Coisas e Coisas
Jamais trabalharam como jornalista
A presença de jornalistas sem diploma no mercado de trabalho deve ser cada vez maior a partir de agora. É a nova realidade. Por outro lado, existe um grupo de jornalistas – bem grande, por sinal –, que cursou a faculdade, pegou o canudo, mas jamais viveu a profissão na prática. A mudança de rumo deve-se às mais variadas razões e circunstâncias. A seguir, conheça breves histórias de quem estudou para ser, mas nunca foi um jornalista.
No segundo ano da faculdade de jornalismo – sua grande paixão –,
Janaína convenceu-se de que faltava algo à sua futura carreira. Desejava uma formação humana mais completa. Foi quando decidiu fazer, simultaneamente, o curso de História. Passaram-se dois anos, graduou-se em jornalismo, mas a sensação de lacuna em sua carreira permanecia. Prestou, então, vestibular para Ciências Sociais. Acumulou três diplomas e seguia insatisfeita. Partiu para um mestrado e, depois, para um doutorado. Jamais trabalhou como jornalista. Não sabe sequer como é o ar que se respira em uma redação. Semana que vem parte para os Estados Unidos para uma temporada de pesquisa numa universidade. Sua mala já está pronta, com roupas, livros e os vazios de sempre.
O pai insistiu para que
Regina prestasse o vestibular. É importante ter um curso superior, dizia. Poderia ser qualquer um. Será que é apenas para ter uma cela especial quando cometesse um crime?, pensava ela. Optou por jornalismo, profissão chique. Não suportava as aulas de Filosofia e as teorias de comunicação, mas cumpriu sua missão. Após quatro anos, já tinha o diploma nas mãos, para orgulho de seu pai. Na semana seguinte, também com o apoio do pai, abriu uma loja de lingeries em um shopping e hoje é a rainha das calcinhas e dos sutiãs do pedaço. Jamais trabalhou como jornalista. Não sabe sequer como é a neurose do fechamento em uma redação. O principal aprendizado da faculdade foi descobrir que a carta mais importante do truco atende pelo nome de “zap”.
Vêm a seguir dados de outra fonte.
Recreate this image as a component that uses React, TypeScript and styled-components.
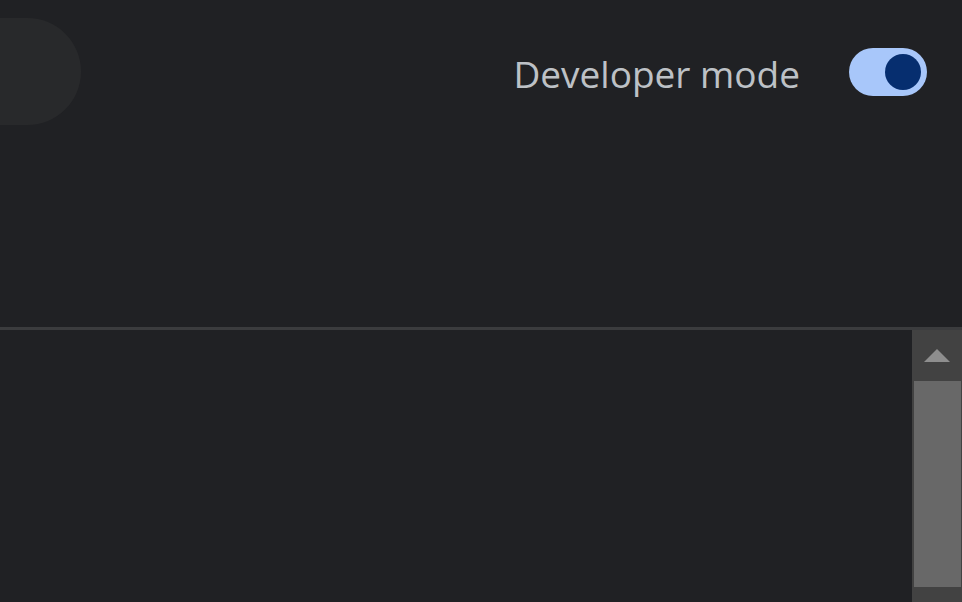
import React from "react";
import styled, { createGlobalStyle } from "styled-components";

const Global = createGlobalStyle`
  html, body { margin: 0; padding: 0; background: #202124; }
  body { font-family: "Open Sans", "Noto Sans", sans-serif; overflow: hidden; }
`;

const Page = styled.div`
  width: 962px;
  height: 602px;
  display: flex;
  flex-direction: column;
  background: #202124;
  overflow: hidden;
`;

const Header = styled.header`
  height: 327px;
  flex: none;
  display: flex;
  align-items: flex-start;
  justify-content: space-between;
  border-bottom: 3px solid #3b3c3e;
`;

const SearchPill = styled.div`
  margin-top: 18px;
  margin-left: -80px;
  width: 161px;
  height: 107px;
  border-radius: 54px;
  background: #28292b;
`;

const ModeControl = styled.label`
  margin-top: 48px;
  margin-right: 35px;
  display: flex;
  align-items: flex-start;
  gap: 49px;
`;

const ModeText = styled.span`
  font-size: 37px;
  line-height: 48px;
  padding-top: 2px;
  color: #bdc1c6;
`;

const Track = styled.span<{ $on: boolean }>`
  width: 78px;
  height: 48px;
  border-radius: 24px;
  background: ${(p) => (p.$on ? "#a8c7fa" : "#5f6368")};
  display: flex;
  align-items: center;
  justify-content: ${(p) => (p.$on ? "flex-end" : "flex-start")};
  padding: 0 6px;
  box-sizing: border-box;
`;

const Knob = styled.span`
  width: 36px;
  height: 36px;
  border-radius: 50%;
  background: #062e6f;
`;

const Body = styled.main`
  flex: 1;
  display: flex;
`;

const Content = styled.div`
  flex: 1;
`;

const Scrollbar = styled.div`
  width: 50px;
  display: flex;
  flex-direction: column;
  background: #424242;
`;

const ArrowButton = styled.div`
  height: 51px;
  flex: none;
  display: flex;
  align-items: center;
  justify-content: center;
`;

const Thumb = styled.div`
  height: 206px;
  margin: 0 1px 0 2px;
  background: #686868;
`;

export default function App() {
  return (
    <Page>
      <Global />
      <Header>
        <SearchPill />
        <ModeControl>
          <ModeText>Developer mode</ModeText>
          <Track $on>
            <Knob />
          </Track>
        </ModeControl>
      </Header>
      <Body>
        <Content />
        <Scrollbar>
          <ArrowButton>
            <svg width="26" height="14" viewBox="0 0 26 14">
              <polygon points="13,0 26,13 0,13" fill="#8e8e8e" />
            </svg>
          </ArrowButton>
          <Thumb />
        </Scrollbar>
      </Body>
    </Page>
  );
}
Fernando sempre conciliou a faculdade de jornalismo com a atividade de professor de Inglês. Trabalhava em escolas, dava aulas em sua casa. Com o dinheiro do árduo trabalho, conseguia pagar a faculdade e financiar os deleites sexuais de sua juventude. Ao se formar, não conseguia arrumar um emprego como jornalista. Mas, tudo bem, ele tinha as aulas de Inglês, que sempre o ajudaram. O tempo foi passando, o volume de aulas aumentando e a motivação de ser jornalista diminuindo. Hoje, tem sua própria escola de idiomas. Jamais trabalhou como jornalista. Não sabe sequer o que é uma reunião de pauta na prática.
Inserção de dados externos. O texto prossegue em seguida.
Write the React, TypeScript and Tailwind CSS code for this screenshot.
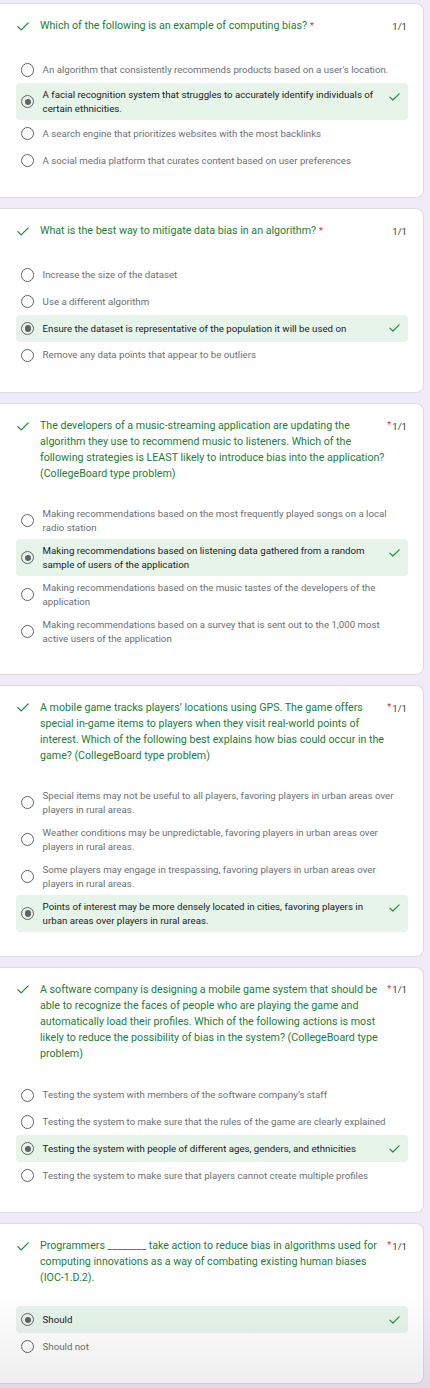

Célia sempre foi uma menina ansiosa e um pouco medrosa. Desde a adolescência, freqüentava consultórios de psicólogos. Mas a faculdade de jornalismo lhe fazia bem, foi seu melhor remédio. Adorava aquilo tudo e tinha a certeza de que sua carreira seria um sucesso. No último ano do curso, contudo, durante uma atividade prática em sala de aula, seu texto recebeu uma crítica pesada do professor. Entrou em pânico, ficou paralisada. Se não conseguia suportar um revés na faculdade, não teria condições de enfrentar a pressão do dia-a-dia da profissão, refletia. Jamais trabalhou como jornalista. Não sabe sequer o que são os momentos de descontração numa redação, as piadinhas, o riso coletivo. Hoje, trabalha como vendedora de calcinhas e sutiãs na loja de lingeries de uma antiga amiga da faculdade.